Trump promueve la reducción de costos en la abultada y carísima administración norteamericana, nada diferente a lo que ocurre en el resto del mundo
Entender a Trump no es fácil. No sólo la forma en cómo expresa determinadas ideas, sino el modelo de gestión política que aplica. Con su respaldo, Elon Musk confronta un enorme problema de todos los gobiernos occidentales: el alto costo de la enorme burocracia. Un sin número de agencias, instituciones, centros y dependencias gubernamentales o descentralizadas gestionan miles de millones de dólares y atienden gestiones particulares de la política de cada una de ellas, más que cuestiones de interés general para el resto de los ciudadanos. En ocasiones, incluso llevan a cabo políticas públicas divergentes de las del gobierno y le generan competencia, por lo que es legítimo preguntarse si un Estado debe de financiar, con dinero de sus contribuyentes, temas relacionados con activismo político en otro Estado.
Trump, igual que Musk, son empresarios que en su actividad profesional hacen el necesario cálculo económico, sin el cual es imposible planificar y proyectar cualquier modelo de negocio efectivo. En política, sin embargo, “no es necesario” ni hay costumbre de hacerlo. Cualquier empresario debe buscar ser eficiente y prestar un buen servicio para que sea demandado, porque de lo contrario su empresa fracasará. No ocurre así con el administrador político, quien siempre dispone de recursos generados por otros y obtenidos “a la fuerza” -impuestos-, independientemente del retorno que haga de lo tomado.
Estamos acostumbrados a que el político no explique cuánto costará un ministerio, universidad, transporte o centro de salud para atender a los ciudadanos, sino que permanentemente reclame más dinero, lo que en modo alguno ocurre en la iniciativa privada que busca justamente lo contrario: reducir costos sin bajar los beneficios ni la calidad, porque de lo contrario se malogra el modelo.

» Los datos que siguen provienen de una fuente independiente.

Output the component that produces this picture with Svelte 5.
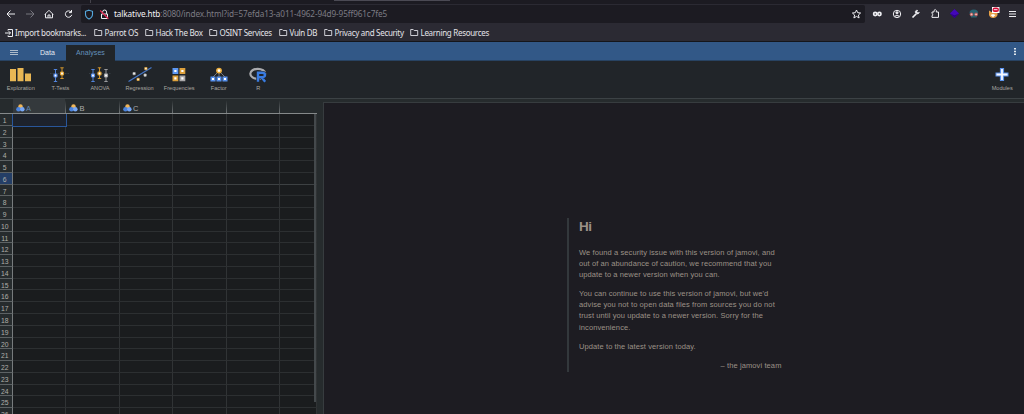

Trump promueve la reducción de costos en la abultada y carísima administración norteamericana, nada diferente a lo que ocurre en el resto del mundo. Milei, otro empresario más leído que Trump, hace lo mismo en Argentina, y es evidente que eso escandaliza al resto de políticos que ven peligrar sus prácticas y privilegios como pensiones, servicios, vehículos, oficinas y otros que suelen heredar de por vida. Es la búsqueda de la eficiencia en el gasto público, aunque lo más extraño es que el ciudadano no lo advierta, y pareciera querer defender al político tradicional que tanto ha censurado.
No puede ser que ningún gobierno del mundo hable del costo necesario -y preciso- para hacer funcionar cualquier ministerio o dependencia a su cargo, y si tenga una permanente voracidad económica que incrementa constantemente el presupuesto nacional. Tampoco es de recibo el endeudamiento permanente y el déficit entre lo ingresado y lo gastado, que lleva a números rojos fiscales.
Los gobiernos deben de acostumbrase a gestionar lo público con parámetros similares a los utilizados en la gestión privada. El “ánimo de lucro” debe de ser una constante en la mente de todo gestor público, entendiendo por tal obtener los mayores benéficos para el ciudadano. Intente averiguar cuánto cuesta un estudiante en un centro público, un pasajero en un bus colectivo, o un paciente en un hospital estatal. Podrá, sin embargo, tener datos precisos de la misma información en cualquier centro o transporte privado, porque sin ella no sería posible hacer una gestión económica eficiente ¡Tan sencillo como eso!
El miedo a lo que está haciendo Trump -o Milei- no es otro que el éxito que pueda tener, porque podría demostrar la forma canalla en la que se ha estado haciendo la política, y generar un efecto dominó entre los ciudadanos que exijan a sus gestores públicos una eficiencia hasta ahora ausente de la gestión política.